Nobody knows. But with a $150-million hit movie drawing Christmas crowds, some 95 million “Narnia” books in circulation since 1950 and a current “Christianity Today” cover story likening Clive Staples Lewis of Oxford to Elvis Aron Presley of Memphis, there has been plenty of interest.

Further fueling the curiosity, the Disney film has riled some critics who say it serves an evangelical agenda.
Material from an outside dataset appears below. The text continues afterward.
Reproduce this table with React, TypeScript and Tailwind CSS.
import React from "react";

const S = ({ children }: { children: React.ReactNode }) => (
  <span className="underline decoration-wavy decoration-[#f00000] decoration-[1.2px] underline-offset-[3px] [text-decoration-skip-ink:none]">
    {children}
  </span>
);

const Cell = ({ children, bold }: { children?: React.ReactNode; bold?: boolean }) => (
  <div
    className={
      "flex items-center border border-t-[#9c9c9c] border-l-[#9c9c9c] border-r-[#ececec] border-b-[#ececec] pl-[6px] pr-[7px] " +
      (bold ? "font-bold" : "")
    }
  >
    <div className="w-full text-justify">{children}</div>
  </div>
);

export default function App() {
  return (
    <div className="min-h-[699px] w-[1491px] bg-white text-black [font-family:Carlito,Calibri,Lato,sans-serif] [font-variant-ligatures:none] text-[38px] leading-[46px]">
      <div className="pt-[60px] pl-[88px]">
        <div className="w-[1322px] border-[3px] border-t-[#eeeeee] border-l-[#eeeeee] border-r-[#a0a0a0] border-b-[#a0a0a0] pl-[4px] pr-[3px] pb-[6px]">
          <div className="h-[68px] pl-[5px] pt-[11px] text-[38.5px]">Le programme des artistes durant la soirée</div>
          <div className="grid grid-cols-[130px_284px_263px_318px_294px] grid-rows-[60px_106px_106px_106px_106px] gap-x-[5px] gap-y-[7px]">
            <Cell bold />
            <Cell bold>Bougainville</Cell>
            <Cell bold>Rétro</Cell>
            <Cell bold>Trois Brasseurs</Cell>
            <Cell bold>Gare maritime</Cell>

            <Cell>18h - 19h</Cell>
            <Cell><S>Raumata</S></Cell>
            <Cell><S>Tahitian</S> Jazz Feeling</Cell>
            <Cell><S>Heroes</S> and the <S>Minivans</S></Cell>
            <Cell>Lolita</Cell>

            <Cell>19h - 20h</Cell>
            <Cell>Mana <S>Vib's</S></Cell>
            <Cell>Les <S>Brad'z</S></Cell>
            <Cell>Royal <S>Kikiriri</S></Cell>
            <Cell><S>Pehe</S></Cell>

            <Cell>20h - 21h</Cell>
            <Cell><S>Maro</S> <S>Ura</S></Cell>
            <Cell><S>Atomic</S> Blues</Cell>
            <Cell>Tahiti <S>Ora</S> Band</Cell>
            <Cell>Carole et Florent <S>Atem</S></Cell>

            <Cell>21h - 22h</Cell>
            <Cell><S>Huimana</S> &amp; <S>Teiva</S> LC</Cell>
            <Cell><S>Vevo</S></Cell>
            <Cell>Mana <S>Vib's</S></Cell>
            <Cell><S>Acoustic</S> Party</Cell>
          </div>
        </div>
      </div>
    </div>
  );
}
Lewis, one of the 20th century’s most noted theologians, built his children’s stories around themes of sin and redemption, with Aslan, Narnia’s lion, standing in for Jesus.

Besieged with media inquiries, each school tells reporters much the same thing: Their wardrobes were certainly owned by the prolific don, who died Nov. 22, 1963. However, it is unclear whether Lewis had either one in mind when the four kids in his story poked into an armoire and somehow wound up cavorting with the chatty animals inhabiting the weird world of Narnia.
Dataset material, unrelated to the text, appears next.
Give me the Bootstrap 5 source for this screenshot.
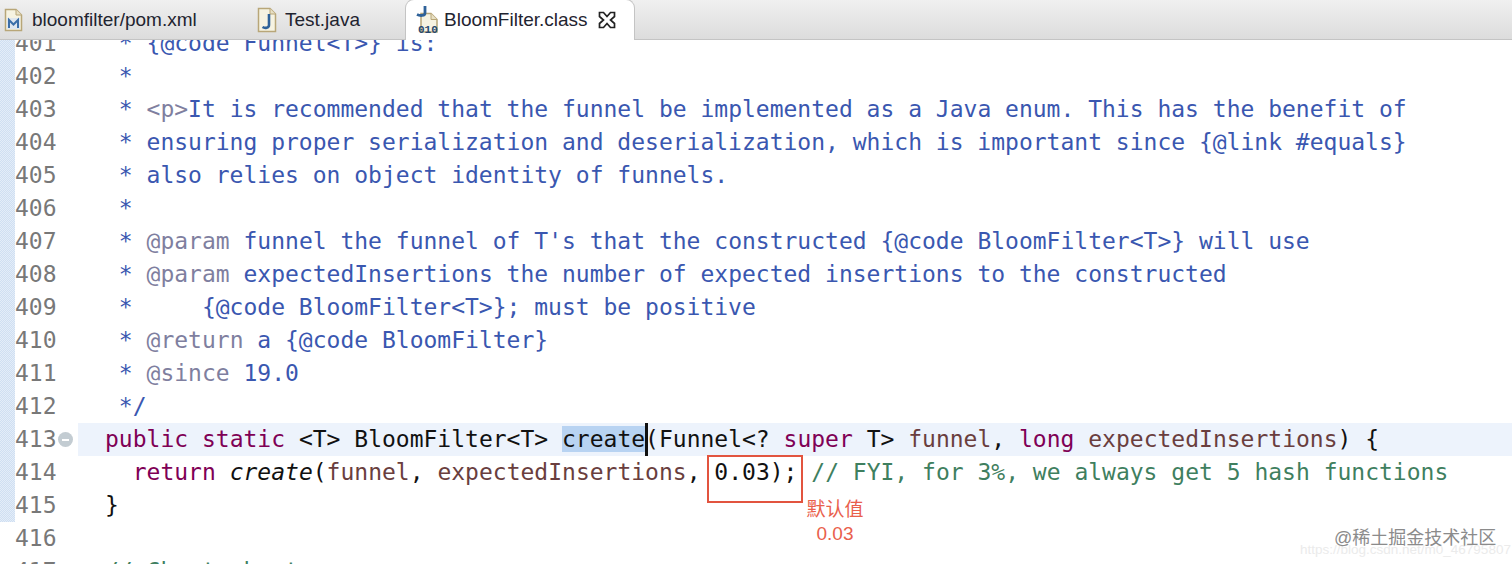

At Westmont’s leafy campus outside Santa Barbara, English professor Paul Delaney recently showed visitors the no-frills piece of furniture at issue in the lobby outside some faculty offices.

“We can’t say for sure that it’s the wardrobe,” he said, “but it definitely came from his house and closely matches the description in the book.”

Westmont’s website is less reserved, saying that the Lewis wardrobe in Reynolds Hall “served as a model for the magical one he described in his famous children’s book.”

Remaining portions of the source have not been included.